Grounds for Vacating an Arbitration Award
Judicial review of arbitration awards is intentionally narrow. Under FAA § 10, courts may vacate awards only in four circumstances: the award was procured by fraud, corruption, or undue means; there was evident partiality or corruption by the arbitrators; the arbitrators were guilty of misconduct (refusing to hear relevant evidence, postponing the hearing prejudicially); or the arbitrators exceeded their powers.
Courts may not vacate awards simply because the arbitrator made a legal error or reached a conclusion the court would not have reached. Even a clearly erroneous interpretation of contract language is not grounds for vacatur under the FAA if the arbitrator was even arguably interpreting the contract. This extreme deference makes arbitration awards nearly litigation-proof on the merits.

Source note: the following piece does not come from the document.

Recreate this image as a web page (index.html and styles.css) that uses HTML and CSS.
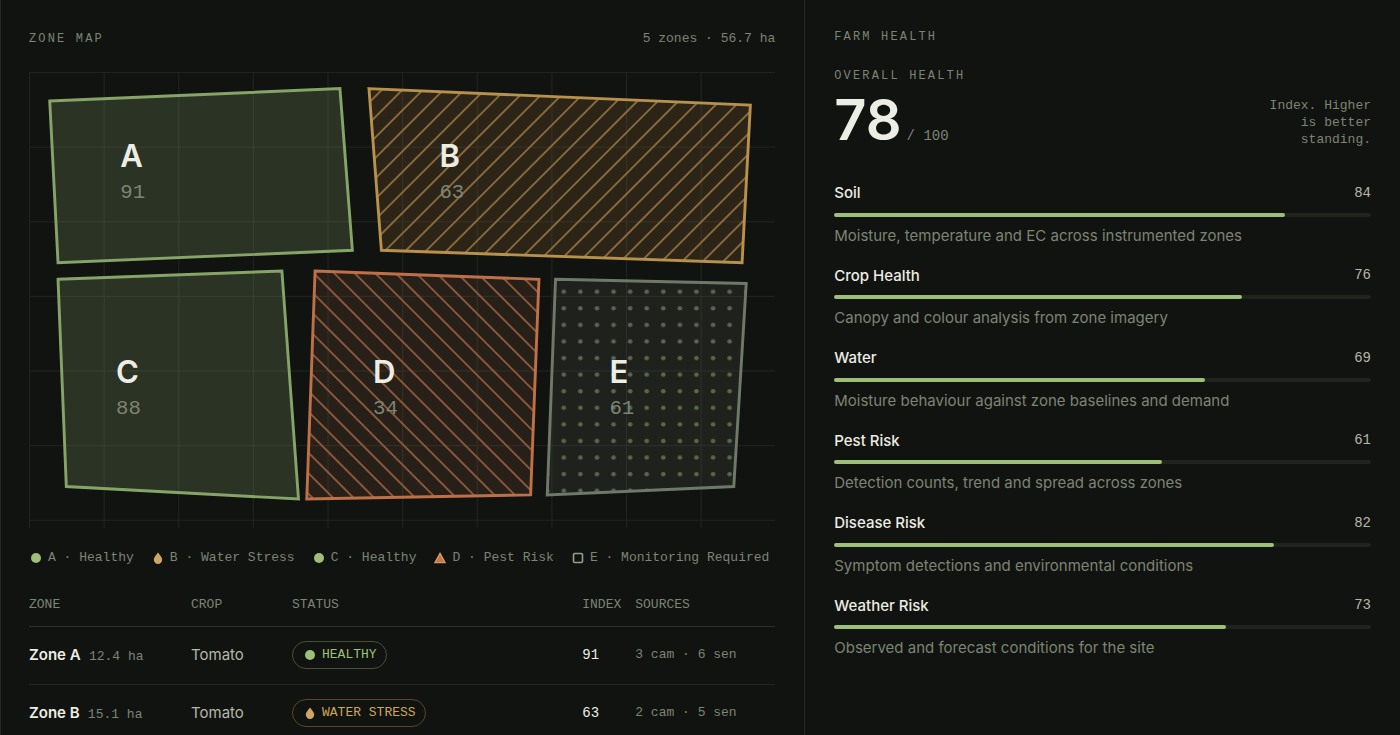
FILE: index.html
```html
<!DOCTYPE html>
<html lang="en">
<head>
  <meta charset="UTF-8">
  <meta name="viewport" content="width=device-width, initial-scale=1.0">
  <title>Farm Overview</title>
  <link rel="stylesheet" href="styles.css">
</head>
<body>
  <!-- Status icons shared by the legend and the table -->
  <svg class="sprite" aria-hidden="true">
    <symbol id="icon-healthy" viewBox="0 0 14 14">
      <circle cx="7" cy="7" r="5" fill="#9cc078"/>
    </symbol>
    <symbol id="icon-water" viewBox="0 0 14 14">
      <path d="M7 1.6C8.6 4 11.2 6.3 11.2 8.8a4.2 4.2 0 0 1-8.4 0C2.8 6.3 5.4 4 7 1.6z" fill="#cda564"/>
    </symbol>
    <symbol id="icon-pest" viewBox="0 0 14 14">
      <path d="M7 2.4L12 11.6H2z" fill="#c4764c" stroke="#d49a5e" stroke-width="1.4"/>
    </symbol>
    <symbol id="icon-monitor" viewBox="0 0 14 14">
      <rect x="2.5" y="2.5" width="9" height="9" rx="1.2" fill="none" stroke="#93a08b" stroke-width="1.6"/>
    </symbol>
  </svg>

  <main class="dashboard">
    <!-- Zone Map -->
    <section class="panel zones">
      <header class="zones-header">
        <h2 class="label">Zone Map</h2>
        <span class="mono">5 zones · 56.7 ha</span>
      </header>

      <svg class="map" viewBox="0 0 180 110" role="img" aria-label="Map of zones A to E">
        <defs>
          <pattern id="grid" width="18" height="18" patternUnits="userSpaceOnUse">
            <path d="M18 0H0V18" fill="none" stroke="#202421" stroke-width="0.5"/>
          </pattern>
          <pattern id="hatch-water" width="3.5" height="3.5" patternUnits="userSpaceOnUse" patternTransform="rotate(45)">
            <path d="M0 0V3.5" stroke="#8b6c3c" stroke-width="0.9"/>
          </pattern>
          <pattern id="hatch-pest" width="3.5" height="3.5" patternUnits="userSpaceOnUse" patternTransform="rotate(-45)">
            <path d="M0 0V3.5" stroke="#8e593c" stroke-width="0.9"/>
          </pattern>
          <pattern id="dots" width="4" height="4" patternUnits="userSpaceOnUse">
            <circle cx="1" cy="1" r="0.55" fill="#5b6554"/>
          </pattern>
        </defs>
        <rect width="180" height="110" fill="url(#grid)"/>

        <polygon class="zone zone-healthy" points="5,7 75,4 78,43 7,46"/>
        <polygon class="zone zone-healthy" points="7,50 61,48 65,103 9,100"/>

        <polygon class="fill-water" points="82,4 174,8 172,46 85,43"/>
        <polygon class="zone zone-water" points="82,4 174,8 172,46 85,43"/>

        <polygon class="fill-pest" points="69,48 123,50 121,102 67,103"/>
        <polygon class="zone zone-pest" points="69,48 123,50 121,102 67,103"/>

        <polygon class="fill-monitor" points="127,50 173,51 170,100 125,102"/>
        <polygon class="zone zone-monitor" points="127,50 173,51 170,100 125,102"/>

        <text class="zone-name" x="22" y="23">A</text>
        <text class="zone-index" x="22" y="30.5">91</text>
        <text class="zone-name" x="99" y="23">B</text>
        <text class="zone-index" x="99" y="30.5">63</text>
        <text class="zone-name" x="21" y="75">C</text>
        <text class="zone-index" x="21" y="82.5">88</text>
        <text class="zone-name" x="83" y="75">D</text>
        <text class="zone-index" x="83" y="82.5">34</text>
        <text class="zone-name" x="140" y="75">E</text>
        <text class="zone-index" x="140" y="82.5">61</text>
      </svg>

      <ul class="legend mono">
        <li><svg class="icon"><use href="#icon-healthy"/></svg>A · Healthy</li>
        <li><svg class="icon"><use href="#icon-water"/></svg>B · Water Stress</li>
        <li><svg class="icon"><use href="#icon-healthy"/></svg>C · Healthy</li>
        <li><svg class="icon"><use href="#icon-pest"/></svg>D · Pest Risk</li>
        <li><svg class="icon"><use href="#icon-monitor"/></svg>E · Monitoring Required</li>
      </ul>

      <table class="zone-table">
        <thead>
          <tr>
            <th class="col-zone">Zone</th>
            <th class="col-crop">Crop</th>
            <th>Status</th>
            <th class="col-index">Index</th>
            <th class="col-sources">Sources</th>
          </tr>
        </thead>
        <tbody>
          <tr>
            <td><strong>Zone A</strong> <span class="mono">12.4 ha</span></td>
            <td>Tomato</td>
            <td><span class="badge badge-healthy"><svg class="icon"><use href="#icon-healthy"/></svg>Healthy</span></td>
            <td class="index">91</td>
            <td class="mono">3 cam · 6 sen</td>
          </tr>
          <tr>
            <td><strong>Zone B</strong> <span class="mono">15.1 ha</span></td>
            <td>Tomato</td>
            <td><span class="badge badge-water"><svg class="icon"><use href="#icon-water"/></svg>Water Stress</span></td>
            <td class="index">63</td>
            <td class="mono">2 cam · 5 sen</td>
          </tr>
        </tbody>
      </table>
    </section>

    <!-- Farm Health -->
    <section class="panel health">
      <h2 class="label">Farm Health</h2>

      <div class="overall">
        <div>
          <h3 class="label">Overall Health</h3>
          <p class="score"><span class="score-value">78</span><span class="score-max">/ 100</span></p>
        </div>
        <p class="note mono">Index. Higher is better standing.</p>
      </div>

      <ul class="metrics">
        <li class="metric">
          <div class="metric-head"><span>Soil</span><span class="metric-value">84</span></div>
          <div class="bar"><div class="bar-fill" style="width: 84%"></div></div>
          <p>Moisture, temperature and EC across instrumented zones</p>
        </li>
        <li class="metric">
          <div class="metric-head"><span>Crop Health</span><span class="metric-value">76</span></div>
          <div class="bar"><div class="bar-fill" style="width: 76%"></div></div>
          <p>Canopy and colour analysis from zone imagery</p>
        </li>
        <li class="metric">
          <div class="metric-head"><span>Water</span><span class="metric-value">69</span></div>
          <div class="bar"><div class="bar-fill" style="width: 69%"></div></div>
          <p>Moisture behaviour against zone baselines and demand</p>
        </li>
        <li class="metric">
          <div class="metric-head"><span>Pest Risk</span><span class="metric-value">61</span></div>
          <div class="bar"><div class="bar-fill" style="width: 61%"></div></div>
          <p>Detection counts, trend and spread across zones</p>
        </li>
        <li class="metric">
          <div class="metric-head"><span>Disease Risk</span><span class="metric-value">82</span></div>
          <div class="bar"><div class="bar-fill" style="width: 82%"></div></div>
          <p>Symptom detections and environmental conditions</p>
        </li>
        <li class="metric">
          <div class="metric-head"><span>Weather Risk</span><span class="metric-value">73</span></div>
          <div class="bar"><div class="bar-fill" style="width: 73%"></div></div>
          <p>Observed and forecast conditions for the site</p>
        </li>
      </ul>
    </section>
  </main>
</body>
</html>
```

FILE: styles.css
```css
/* General Styles */
* {
  box-sizing: border-box;
  margin: 0;
  padding: 0;
}

body {
  font-family: Inter, 'Liberation Sans', sans-serif;
  font-size: 15px;
  line-height: 1.5;
  background: #111310;
  color: #ecede4;
}

ul {
  list-style: none;
}

.sprite {
  position: absolute;
  width: 0;
  height: 0;
}

.icon {
  width: 14px;
  height: 14px;
  flex: none;
}

.mono {
  font-family: 'Liberation Mono', monospace;
  font-size: 13px;
  color: #7c8474;
}

.label {
  font-family: 'Liberation Mono', monospace;
  font-size: 12px;
  font-weight: 400;
  line-height: 16px;
  letter-spacing: 0.18em;
  text-transform: uppercase;
  color: #7c8474;
}

/* Layout */
.dashboard {
  display: grid;
  grid-template-columns: 1.35fr 1fr;
  min-height: 100vh;
}

.panel {
  border-left: 1px solid #262a27;
}

.zones {
  padding: 29px 29px 0 28px;
}

.health {
  padding: 29px;
}

/* Zone Map */
.zones-header {
  display: flex;
  justify-content: space-between;
  align-items: center;
  line-height: 20px;
  margin-bottom: 23px;
}

.map {
  display: block;
  width: 100%;
}

.zone {
  fill: none;
  stroke-width: 0.7;
}

.zone-healthy {
  fill: rgba(156, 192, 120, 0.19);
  stroke: #86a468;
}

.zone-water {
  fill: url(#hatch-water);
  stroke: #b8914c;
}

.zone-pest {
  fill: url(#hatch-pest);
  stroke: #bf7049;
}

.zone-monitor {
  fill: url(#dots);
  stroke: #6f7969;
}

.fill-water {
  fill: rgba(208, 140, 70, 0.14);
}

.fill-pest {
  fill: rgba(208, 130, 80, 0.12);
}

.fill-monitor {
  fill: rgba(147, 160, 139, 0.1);
}

.zone-name {
  font-size: 7.5px;
  font-weight: 600;
  fill: #ecede4;
}

.zone-index {
  font-family: 'Liberation Mono', monospace;
  font-size: 5px;
  fill: #7c8474;
}

/* Legend */
.legend {
  display: flex;
  flex-wrap: wrap;
  gap: 8px 17px;
  margin-top: 20px;
  line-height: 20px;
}

.legend li {
  display: flex;
  align-items: center;
  gap: 5px;
}

/* Zone Table */
.zone-table {
  width: 100%;
  margin-top: 16px;
  table-layout: fixed;
  border-collapse: collapse;
}

.zone-table th {
  height: 42px;
  font-family: 'Liberation Mono', monospace;
  font-size: 13px;
  font-weight: 400;
  text-align: left;
  text-transform: uppercase;
  color: #7c8474;
  border-bottom: 1px solid #2b2f2b;
}

.zone-table td {
  height: 58px;
  color: #b4b8aa;
  border-bottom: 1px solid #222622;
}

.zone-table td.mono {
  color: #7c8474;
}

.zone-table strong {
  margin-right: 4px;
  font-weight: 600;
  color: #ecede4;
}

.zone-table .index {
  font-family: 'Liberation Mono', monospace;
  font-size: 14px;
  color: #ecede4;
}

.col-zone {
  width: 162px;
}

.col-crop {
  width: 101px;
}

.col-index {
  width: 53px;
}

.col-sources {
  width: 140px;
}

.badge {
  display: inline-flex;
  align-items: center;
  gap: 5px;
  height: 28px;
  padding: 0 9px 0 10px;
  border: 1px solid;
  border-radius: 14px;
  font-family: 'Liberation Mono', monospace;
  font-size: 13px;
  text-transform: uppercase;
  vertical-align: middle;
}

.badge-healthy {
  color: #9cc078;
  border-color: #455039;
}

.badge-water {
  color: #d0a55c;
  border-color: #5a4529;
}

/* Farm Health */
.overall {
  display: flex;
  justify-content: space-between;
  align-items: flex-end;
  margin-top: 23px;
}

.score {
  display: flex;
  align-items: baseline;
  gap: 5px;
  margin-top: 8px;
}

.score-value {
  font-size: 56px;
  font-weight: 600;
  line-height: 56px;
}

.score-max {
  font-family: 'Liberation Mono', monospace;
  font-size: 14px;
  color: #7c8474;
}

.note {
  width: 110px;
  line-height: 17px;
  text-align: right;
}

.metrics {
  display: flex;
  flex-direction: column;
  gap: 19px;
  margin-top: 34px;
}

.metric {
  display: flex;
  flex-direction: column;
  gap: 8px;
}

.metric-head {
  display: flex;
  justify-content: space-between;
  align-items: center;
  font-weight: 500;
}

.metric-value {
  font-family: 'Liberation Mono', monospace;
  font-size: 14px;
  font-weight: 400;
  color: #b4b8aa;
}

.metric p {
  line-height: 1.4;
  color: #7c8474;
}

.bar {
  height: 4px;
  border-radius: 2px;
  background: #20231e;
}

.bar-fill {
  height: 100%;
  border-radius: 2px;
  background: #9cc078;
}

/* Responsive Design */
@media (max-width: 900px) {
  .dashboard {
    grid-template-columns: 1fr;
  }
}
```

| Comparison Factor | Arbitration | Court Litigation |
|---|---|---|
| Speed | Months to 1–2 years | 1–5+ years |
| Cost (typical) | Moderate (AAA filing fees; arbitrator fees) | High (court filing, discovery, trial) |
| Privacy | Private; records not public | Public court records |
| Discovery | Limited | Extensive |
| Appeal | Extremely limited | Broad appellate review |
| Class claims | Typically barred by waiver | Available (class certification required) |
The Reform and Transparency Debate
Critics argue that mandatory pre-dispute arbitration clauses in consumer and employment contracts systematically favor repeat-player defendants — companies that arbitrate frequently — over one-shot individual plaintiffs. Studies have documented that companies win a disproportionate share of consumer arbitrations when they have appeared before the same arbitrators repeatedly, potentially creating institutional bias. The CFPB attempted to issue a rule limiting mandatory arbitration in consumer financial contracts in 2017; Congress overrode the rule through the Congressional Review Act within months of its issuance. The debate continues in Congress, state legislatures, and academic circles. This article is for informational purposes only and does not constitute legal advice.